Written request. Transcribe all of the material exactly. Any picture in it should be left out.

Data segment.
^^^^^^^^^^^^^^^^
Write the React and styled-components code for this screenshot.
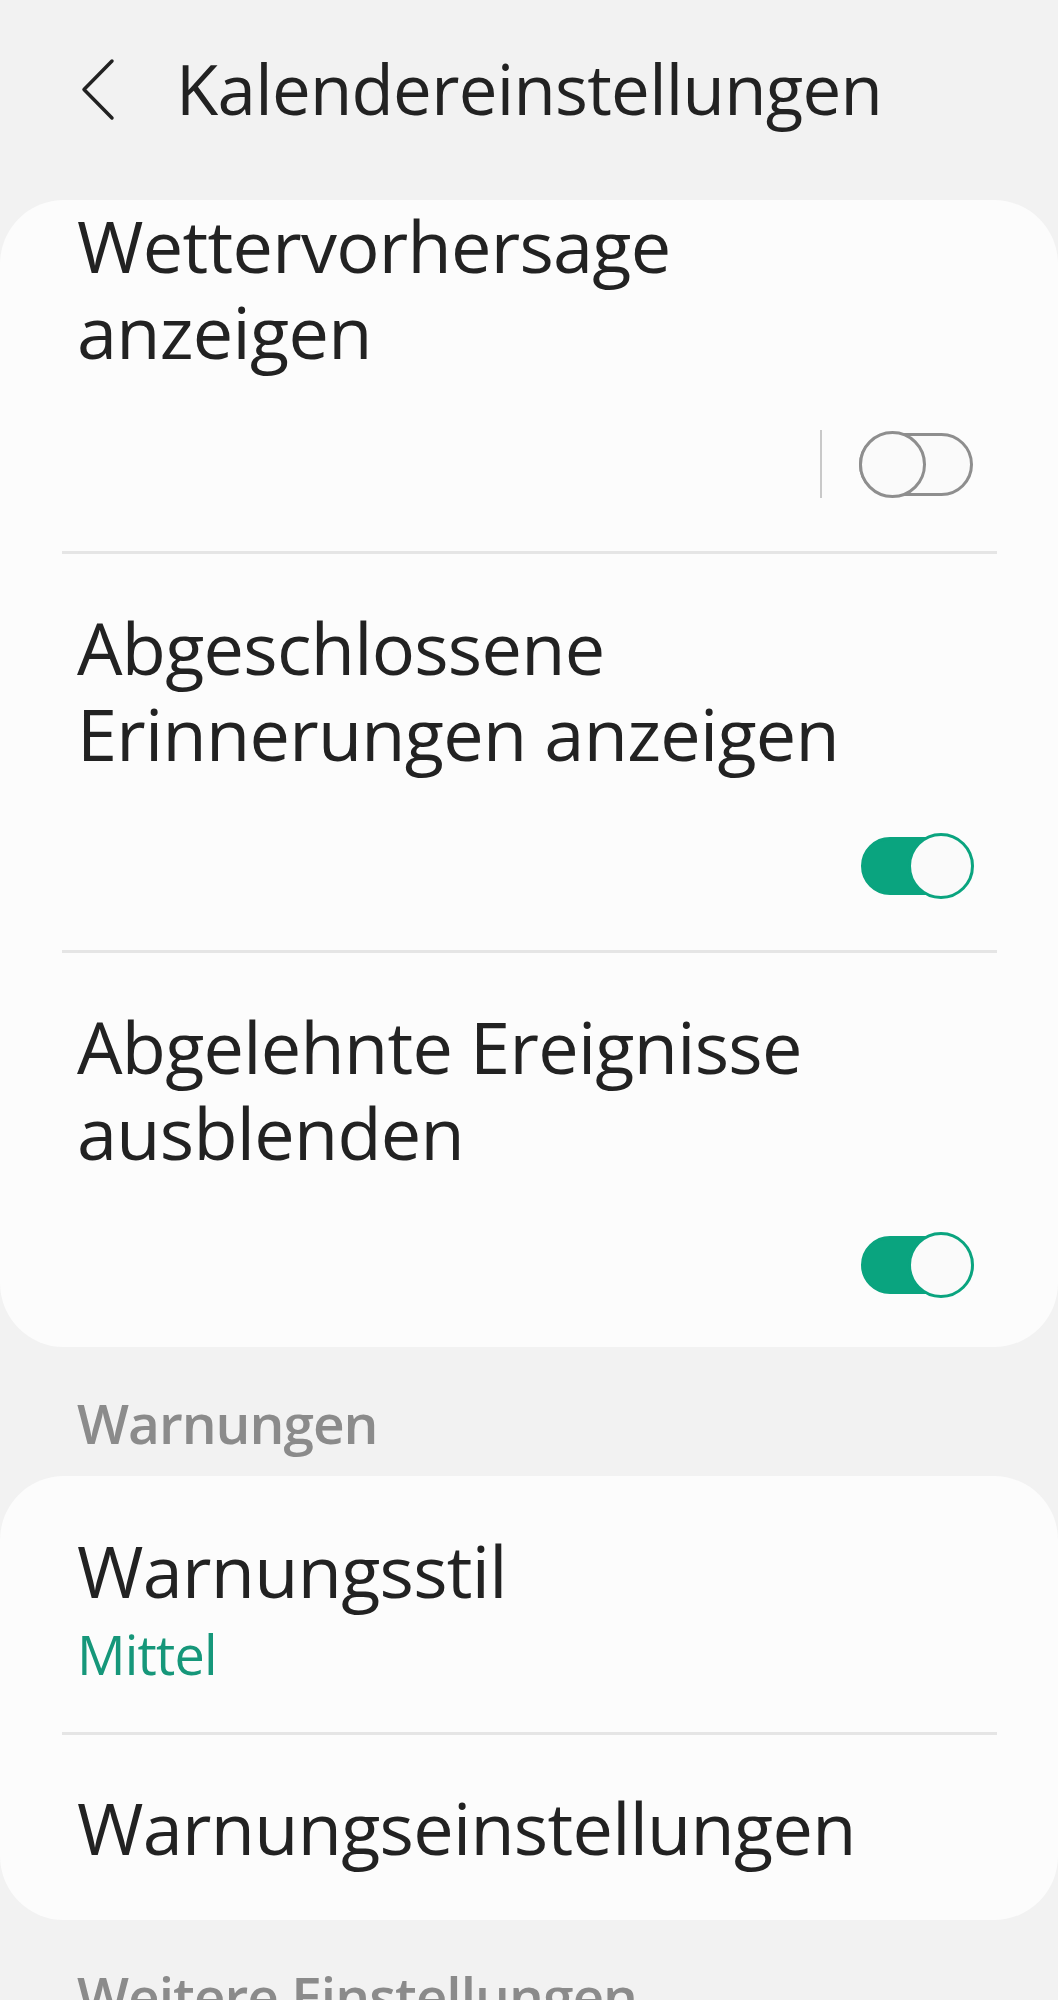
import React from "react";
import styled, { createGlobalStyle } from "styled-components";

const GlobalStyle = createGlobalStyle`
  html, body {
    margin: 0;
    padding: 0;
    background: #f2f2f2;
  }
  body {
    font-family: "Open Sans", "Noto Sans", sans-serif;
    color: #222222;
    overflow: hidden;
  }
`;

const Page = styled.div`
  width: 1058px;
  min-height: 2000px;
  background: #f2f2f2;
`;

const Header = styled.div`
  display: flex;
  align-items: center;
  height: 200px;
  box-sizing: border-box;
  padding: 54px 0 77px 80px;
`;

const BackButton = styled.div`
  display: flex;
  width: 96px;
  height: 69px;
  align-items: center;
`;

const Title = styled.h1`
  margin: 0;
  font-size: 69px;
  line-height: 69px;
  font-weight: 400;
  letter-spacing: -0.7px;
  color: #222222;
`;

const Card = styled.div`
  background: #fcfcfc;
  border-radius: 64px;
  overflow: hidden;
`;

const Item = styled.div`
  display: flex;
  flex-direction: column;
  padding: ${(p) => p.$top ?? 50}px 85px ${(p) => p.$bottom ?? 50}px 77px;
`;

const ItemTitle = styled.div`
  font-size: 72px;
  line-height: 86px;
  letter-spacing: -0.7px;
  color: #222222;
`;

const SubValue = styled.div`
  margin-top: 11px;
  font-size: 54px;
  line-height: 60px;
  letter-spacing: -0.8px;
  color: #16977a;
`;

const Divider = styled.div`
  height: 3px;
  margin: 0 61px 0 62px;
  background: #e5e5e5;
`;

const ToggleRow = styled.div`
  display: flex;
  justify-content: flex-end;
  align-items: center;
  gap: 37px;
  margin-top: 56px;
  height: 68px;
`;

const VLine = styled.div`
  width: 2px;
  height: 68px;
  background: #c9c9c9;
`;

const Track = styled.div`
  position: relative;
  box-sizing: border-box;
  width: ${(p) => (p.$on ? 112 : 114)}px;
  height: ${(p) => (p.$on ? 58 : 63)}px;
  border-radius: 32px;
  background: ${(p) => (p.$on ? "#0aa47f" : "#fafafa")};
  border: 3px solid ${(p) => (p.$on ? "#0aa47f" : "#8e8e8e")};
`;

const Thumb = styled.div`
  position: absolute;
  top: 50%;
  ${(p) => (p.$on ? "right: -4px;" : "left: -3px;")}
  box-sizing: border-box;
  width: ${(p) => (p.$on ? 66 : 67)}px;
  height: ${(p) => (p.$on ? 66 : 67)}px;
  margin-top: ${(p) => (p.$on ? -33 : -33.5)}px;
  border-radius: 50%;
  background: #fafafa;
  border: 3px solid ${(p) => (p.$on ? "#0aa47f" : "#8e8e8e")};
`;

const SectionLabel = styled.div`
  padding: 48px 0 25px 77px;
  font-size: 55px;
  line-height: 56px;
  font-weight: 600;
  letter-spacing: -1px;
  color: #8b8b8b;
`;

const Toggle = ({ on }) => (
  <ToggleRow>
    {!on && <VLine />}
    <Track $on={on}>
      <Thumb $on={on} />
    </Track>
  </ToggleRow>
);

const switches = [
  { id: 1, label: ["Wettervorhersage", "anzeigen"], on: false, top: 2, bottom: 53 },
  { id: 2, label: ["Abgeschlossene", "Erinnerungen anzeigen"], on: true },
  { id: 3, label: ["Abgelehnte Ereignisse", "ausblenden"], on: true, bottom: 48 },
];

const App = () => {
  return (
    <>
      <GlobalStyle />
      <Page>
        <Header>
          <BackButton>
            <svg width="36" height="64" viewBox="0 0 36 64">
              <polyline
                points="32,4 4,32.5 32,61"
                fill="none"
                stroke="#222"
                strokeWidth="3.5"
                strokeLinecap="round"
                strokeLinejoin="round"
              />
            </svg>
          </BackButton>
          <Title>Kalendereinstellungen</Title>
        </Header>

        <Card>
          {switches.map(({ id, label, on, top, bottom }, i) => (
            <React.Fragment key={id}>
              {i > 0 && <Divider />}
              <Item $top={top} $bottom={bottom}>
                <ItemTitle>
                  {label[0]}
                  <br />
                  {label[1]}
                </ItemTitle>
                <Toggle on={on} />
              </Item>
            </React.Fragment>
          ))}
        </Card>

        <SectionLabel>Warnungen</SectionLabel>
        <Card>
          <Item $top={51} $bottom={48}>
            <ItemTitle>Warnungsstil</ItemTitle>
            <SubValue>Mittel</SubValue>
          </Item>
          <Divider />
          <Item $top={49} $bottom={50}>
            <ItemTitle>Warnungseinstellungen</ItemTitle>
          </Item>
        </Card>

        <SectionLabel>Weitere Einstellungen</SectionLabel>
      </Page>
    </>
  );
};

export default App;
^^^^^^^^^^^^^^^^
Written answer.
Write the React and styled-components code for this screenshot.
import React from "react";
import styled, { createGlobalStyle } from "styled-components";

const GlobalStyle = createGlobalStyle`
  html, body {
    margin: 0;
    padding: 0;
    background: #f2f2f2;
  }
  body {
    font-family: "Open Sans", "Noto Sans", sans-serif;
    color: #222222;
    overflow: hidden;
  }
`;

const Page = styled.div`
  width: 1058px;
  min-height: 2000px;
  background: #f2f2f2;
`;

const Header = styled.div`
  display: flex;
  align-items: center;
  height: 200px;
  box-sizing: border-box;
  padding: 54px 0 77px 80px;
`;

const BackButton = styled.div`
  display: flex;
  width: 96px;
  height: 69px;
  align-items: center;
`;

const Title = styled.h1`
  margin: 0;
  font-size: 69px;
  line-height: 69px;
  font-weight: 400;
  letter-spacing: -0.7px;
  color: #222222;
`;

const Card = styled.div`
  background: #fcfcfc;
  border-radius: 64px;
  overflow: hidden;
`;

const Item = styled.div`
  display: flex;
  flex-direction: column;
  padding: ${(p) => p.$top ?? 50}px 85px ${(p) => p.$bottom ?? 50}px 77px;
`;

const ItemTitle = styled.div`
  font-size: 72px;
  line-height: 86px;
  letter-spacing: -0.7px;
  color: #222222;
`;

const SubValue = styled.div`
  margin-top: 11px;
  font-size: 54px;
  line-height: 60px;
  letter-spacing: -0.8px;
  color: #16977a;
`;

const Divider = styled.div`
  height: 3px;
  margin: 0 61px 0 62px;
  background: #e5e5e5;
`;

const ToggleRow = styled.div`
  display: flex;
  justify-content: flex-end;
  align-items: center;
  gap: 37px;
  margin-top: 56px;
  height: 68px;
`;

const VLine = styled.div`
  width: 2px;
  height: 68px;
  background: #c9c9c9;
`;

const Track = styled.div`
  position: relative;
  box-sizing: border-box;
  width: ${(p) => (p.$on ? 112 : 114)}px;
  height: ${(p) => (p.$on ? 58 : 63)}px;
  border-radius: 32px;
  background: ${(p) => (p.$on ? "#0aa47f" : "#fafafa")};
  border: 3px solid ${(p) => (p.$on ? "#0aa47f" : "#8e8e8e")};
`;

const Thumb = styled.div`
  position: absolute;
  top: 50%;
  ${(p) => (p.$on ? "right: -4px;" : "left: -3px;")}
  box-sizing: border-box;
  width: ${(p) => (p.$on ? 66 : 67)}px;
  height: ${(p) => (p.$on ? 66 : 67)}px;
  margin-top: ${(p) => (p.$on ? -33 : -33.5)}px;
  border-radius: 50%;
  background: #fafafa;
  border: 3px solid ${(p) => (p.$on ? "#0aa47f" : "#8e8e8e")};
`;

const SectionLabel = styled.div`
  padding: 48px 0 25px 77px;
  font-size: 55px;
  line-height: 56px;
  font-weight: 600;
  letter-spacing: -1px;
  color: #8b8b8b;
`;

const Toggle = ({ on }) => (
  <ToggleRow>
    {!on && <VLine />}
    <Track $on={on}>
      <Thumb $on={on} />
    </Track>
  </ToggleRow>
);

const switches = [
  { id: 1, label: ["Wettervorhersage", "anzeigen"], on: false, top: 2, bottom: 53 },
  { id: 2, label: ["Abgeschlossene", "Erinnerungen anzeigen"], on: true },
  { id: 3, label: ["Abgelehnte Ereignisse", "ausblenden"], on: true, bottom: 48 },
];

const App = () => {
  return (
    <>
      <GlobalStyle />
      <Page>
        <Header>
          <BackButton>
            <svg width="36" height="64" viewBox="0 0 36 64">
              <polyline
                points="32,4 4,32.5 32,61"
                fill="none"
                stroke="#222"
                strokeWidth="3.5"
                strokeLinecap="round"
                strokeLinejoin="round"
              />
            </svg>
          </BackButton>
          <Title>Kalendereinstellungen</Title>
        </Header>

        <Card>
          {switches.map(({ id, label, on, top, bottom }, i) => (
            <React.Fragment key={id}>
              {i > 0 && <Divider />}
              <Item $top={top} $bottom={bottom}>
                <ItemTitle>
                  {label[0]}
                  <br />
                  {label[1]}
                </ItemTitle>
                <Toggle on={on} />
              </Item>
            </React.Fragment>
          ))}
        </Card>

        <SectionLabel>Warnungen</SectionLabel>
        <Card>
          <Item $top={51} $bottom={48}>
            <ItemTitle>Warnungsstil</ItemTitle>
            <SubValue>Mittel</SubValue>
          </Item>
          <Divider />
          <Item $top={49} $bottom={50}>
            <ItemTitle>Warnungseinstellungen</ItemTitle>
          </Item>
        </Card>

        <SectionLabel>Weitere Einstellungen</SectionLabel>
      </Page>
    </>
  );
};

export default App;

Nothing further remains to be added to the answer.